Dataset excerpt:

##############################

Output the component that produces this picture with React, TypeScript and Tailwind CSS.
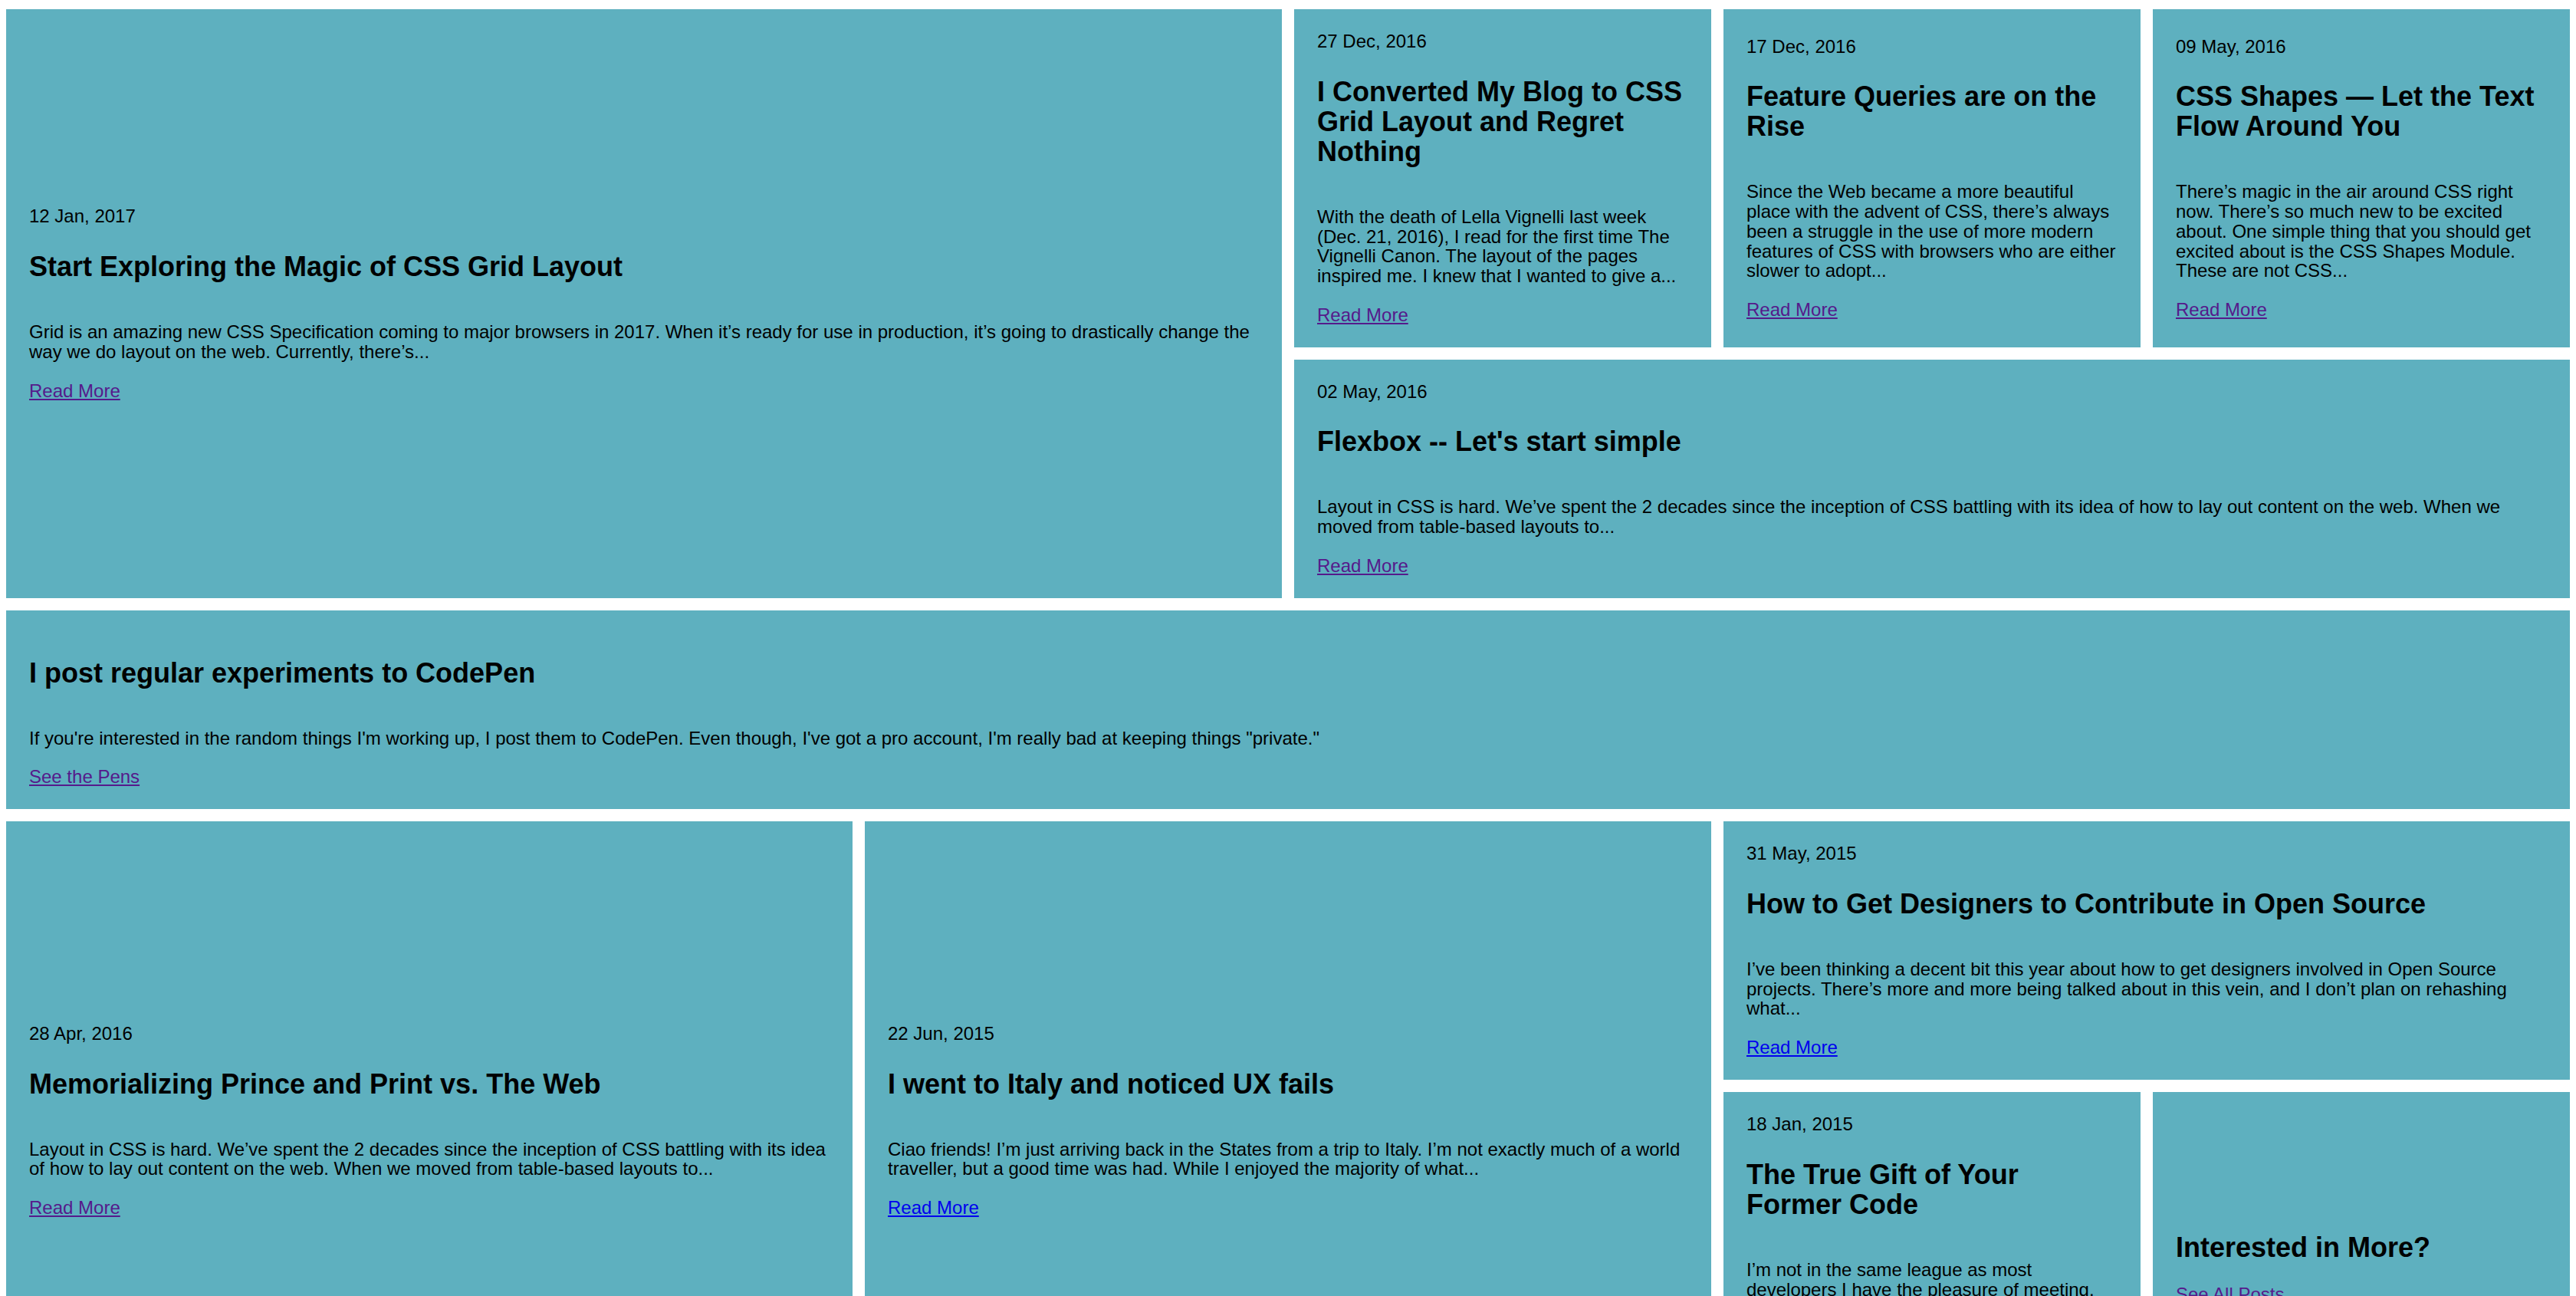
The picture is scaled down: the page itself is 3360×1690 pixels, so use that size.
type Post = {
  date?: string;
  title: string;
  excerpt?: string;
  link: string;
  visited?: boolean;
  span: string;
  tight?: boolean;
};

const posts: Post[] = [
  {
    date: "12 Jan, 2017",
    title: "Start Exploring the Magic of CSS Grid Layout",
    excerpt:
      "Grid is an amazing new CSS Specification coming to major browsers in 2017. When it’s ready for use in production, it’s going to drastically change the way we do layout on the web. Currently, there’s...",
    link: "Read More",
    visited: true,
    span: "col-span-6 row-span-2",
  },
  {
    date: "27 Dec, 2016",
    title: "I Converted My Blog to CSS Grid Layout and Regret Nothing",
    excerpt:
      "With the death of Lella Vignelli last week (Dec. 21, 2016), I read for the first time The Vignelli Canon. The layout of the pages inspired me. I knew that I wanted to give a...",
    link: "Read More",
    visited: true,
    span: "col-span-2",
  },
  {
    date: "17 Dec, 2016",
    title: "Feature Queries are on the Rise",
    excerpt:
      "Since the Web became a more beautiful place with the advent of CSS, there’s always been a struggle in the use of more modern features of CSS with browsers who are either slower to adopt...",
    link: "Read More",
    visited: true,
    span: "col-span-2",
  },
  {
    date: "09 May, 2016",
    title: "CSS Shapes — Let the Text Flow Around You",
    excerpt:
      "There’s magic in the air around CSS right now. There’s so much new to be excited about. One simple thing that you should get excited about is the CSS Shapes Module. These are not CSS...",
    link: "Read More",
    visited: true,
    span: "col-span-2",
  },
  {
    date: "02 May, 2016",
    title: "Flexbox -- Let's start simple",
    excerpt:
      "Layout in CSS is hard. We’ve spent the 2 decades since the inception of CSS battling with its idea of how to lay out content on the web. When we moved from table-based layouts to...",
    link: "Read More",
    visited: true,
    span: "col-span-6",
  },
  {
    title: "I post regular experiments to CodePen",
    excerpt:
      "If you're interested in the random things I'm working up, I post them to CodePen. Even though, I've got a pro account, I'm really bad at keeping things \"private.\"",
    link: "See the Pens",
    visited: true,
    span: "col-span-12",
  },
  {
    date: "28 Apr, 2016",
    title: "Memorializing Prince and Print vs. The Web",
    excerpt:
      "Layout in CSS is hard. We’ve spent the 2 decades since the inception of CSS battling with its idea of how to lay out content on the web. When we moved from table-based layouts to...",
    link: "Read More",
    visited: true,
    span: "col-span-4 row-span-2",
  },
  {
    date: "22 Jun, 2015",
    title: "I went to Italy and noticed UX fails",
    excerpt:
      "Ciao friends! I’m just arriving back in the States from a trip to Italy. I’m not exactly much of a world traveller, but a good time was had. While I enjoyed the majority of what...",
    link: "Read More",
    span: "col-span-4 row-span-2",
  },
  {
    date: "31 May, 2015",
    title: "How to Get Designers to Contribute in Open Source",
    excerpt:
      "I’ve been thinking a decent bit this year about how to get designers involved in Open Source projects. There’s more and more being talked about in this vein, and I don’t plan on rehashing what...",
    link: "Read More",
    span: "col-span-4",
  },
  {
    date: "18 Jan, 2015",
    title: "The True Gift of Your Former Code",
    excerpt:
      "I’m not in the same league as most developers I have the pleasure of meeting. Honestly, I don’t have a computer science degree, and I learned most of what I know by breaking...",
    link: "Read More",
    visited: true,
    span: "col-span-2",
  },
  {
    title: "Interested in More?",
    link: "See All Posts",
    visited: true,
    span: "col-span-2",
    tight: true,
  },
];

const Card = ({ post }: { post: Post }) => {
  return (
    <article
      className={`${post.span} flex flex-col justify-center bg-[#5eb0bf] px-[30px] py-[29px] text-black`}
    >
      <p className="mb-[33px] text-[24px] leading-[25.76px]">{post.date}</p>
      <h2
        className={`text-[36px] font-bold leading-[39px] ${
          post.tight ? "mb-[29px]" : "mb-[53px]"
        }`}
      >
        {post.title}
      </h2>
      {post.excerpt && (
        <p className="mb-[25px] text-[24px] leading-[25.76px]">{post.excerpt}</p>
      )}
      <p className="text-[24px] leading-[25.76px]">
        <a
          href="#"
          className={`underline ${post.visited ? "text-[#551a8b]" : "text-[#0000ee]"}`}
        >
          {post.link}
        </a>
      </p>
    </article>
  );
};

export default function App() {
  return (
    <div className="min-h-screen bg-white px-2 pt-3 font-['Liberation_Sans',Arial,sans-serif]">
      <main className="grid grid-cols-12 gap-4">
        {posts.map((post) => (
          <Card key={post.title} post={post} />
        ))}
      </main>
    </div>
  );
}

##############################

Objective: Without the pictures, write out all of the material exactly.

Task solution:
Output the component that produces this picture with React, TypeScript and Tailwind CSS.
The picture is scaled down: the page itself is 3360×1690 pixels, so use that size.
type Post = {
  date?: string;
  title: string;
  excerpt?: string;
  link: string;
  visited?: boolean;
  span: string;
  tight?: boolean;
};

const posts: Post[] = [
  {
    date: "12 Jan, 2017",
    title: "Start Exploring the Magic of CSS Grid Layout",
    excerpt:
      "Grid is an amazing new CSS Specification coming to major browsers in 2017. When it’s ready for use in production, it’s going to drastically change the way we do layout on the web. Currently, there’s...",
    link: "Read More",
    visited: true,
    span: "col-span-6 row-span-2",
  },
  {
    date: "27 Dec, 2016",
    title: "I Converted My Blog to CSS Grid Layout and Regret Nothing",
    excerpt:
      "With the death of Lella Vignelli last week (Dec. 21, 2016), I read for the first time The Vignelli Canon. The layout of the pages inspired me. I knew that I wanted to give a...",
    link: "Read More",
    visited: true,
    span: "col-span-2",
  },
  {
    date: "17 Dec, 2016",
    title: "Feature Queries are on the Rise",
    excerpt:
      "Since the Web became a more beautiful place with the advent of CSS, there’s always been a struggle in the use of more modern features of CSS with browsers who are either slower to adopt...",
    link: "Read More",
    visited: true,
    span: "col-span-2",
  },
  {
    date: "09 May, 2016",
    title: "CSS Shapes — Let the Text Flow Around You",
    excerpt:
      "There’s magic in the air around CSS right now. There’s so much new to be excited about. One simple thing that you should get excited about is the CSS Shapes Module. These are not CSS...",
    link: "Read More",
    visited: true,
    span: "col-span-2",
  },
  {
    date: "02 May, 2016",
    title: "Flexbox -- Let's start simple",
    excerpt:
      "Layout in CSS is hard. We’ve spent the 2 decades since the inception of CSS battling with its idea of how to lay out content on the web. When we moved from table-based layouts to...",
    link: "Read More",
    visited: true,
    span: "col-span-6",
  },
  {
    title: "I post regular experiments to CodePen",
    excerpt:
      "If you're interested in the random things I'm working up, I post them to CodePen. Even though, I've got a pro account, I'm really bad at keeping things \"private.\"",
    link: "See the Pens",
    visited: true,
    span: "col-span-12",
  },
  {
    date: "28 Apr, 2016",
    title: "Memorializing Prince and Print vs. The Web",
    excerpt:
      "Layout in CSS is hard. We’ve spent the 2 decades since the inception of CSS battling with its idea of how to lay out content on the web. When we moved from table-based layouts to...",
    link: "Read More",
    visited: true,
    span: "col-span-4 row-span-2",
  },
  {
    date: "22 Jun, 2015",
    title: "I went to Italy and noticed UX fails",
    excerpt:
      "Ciao friends! I’m just arriving back in the States from a trip to Italy. I’m not exactly much of a world traveller, but a good time was had. While I enjoyed the majority of what...",
    link: "Read More",
    span: "col-span-4 row-span-2",
  },
  {
    date: "31 May, 2015",
    title: "How to Get Designers to Contribute in Open Source",
    excerpt:
      "I’ve been thinking a decent bit this year about how to get designers involved in Open Source projects. There’s more and more being talked about in this vein, and I don’t plan on rehashing what...",
    link: "Read More",
    span: "col-span-4",
  },
  {
    date: "18 Jan, 2015",
    title: "The True Gift of Your Former Code",
    excerpt:
      "I’m not in the same league as most developers I have the pleasure of meeting. Honestly, I don’t have a computer science degree, and I learned most of what I know by breaking...",
    link: "Read More",
    visited: true,
    span: "col-span-2",
  },
  {
    title: "Interested in More?",
    link: "See All Posts",
    visited: true,
    span: "col-span-2",
    tight: true,
  },
];

const Card = ({ post }: { post: Post }) => {
  return (
    <article
      className={`${post.span} flex flex-col justify-center bg-[#5eb0bf] px-[30px] py-[29px] text-black`}
    >
      <p className="mb-[33px] text-[24px] leading-[25.76px]">{post.date}</p>
      <h2
        className={`text-[36px] font-bold leading-[39px] ${
          post.tight ? "mb-[29px]" : "mb-[53px]"
        }`}
      >
        {post.title}
      </h2>
      {post.excerpt && (
        <p className="mb-[25px] text-[24px] leading-[25.76px]">{post.excerpt}</p>
      )}
      <p className="text-[24px] leading-[25.76px]">
        <a
          href="#"
          className={`underline ${post.visited ? "text-[#551a8b]" : "text-[#0000ee]"}`}
        >
          {post.link}
        </a>
      </p>
    </article>
  );
};

export default function App() {
  return (
    <div className="min-h-screen bg-white px-2 pt-3 font-['Liberation_Sans',Arial,sans-serif]">
      <main className="grid grid-cols-12 gap-4">
        {posts.map((post) => (
          <Card key={post.title} post={post} />
        ))}
      </main>
    </div>
  );
}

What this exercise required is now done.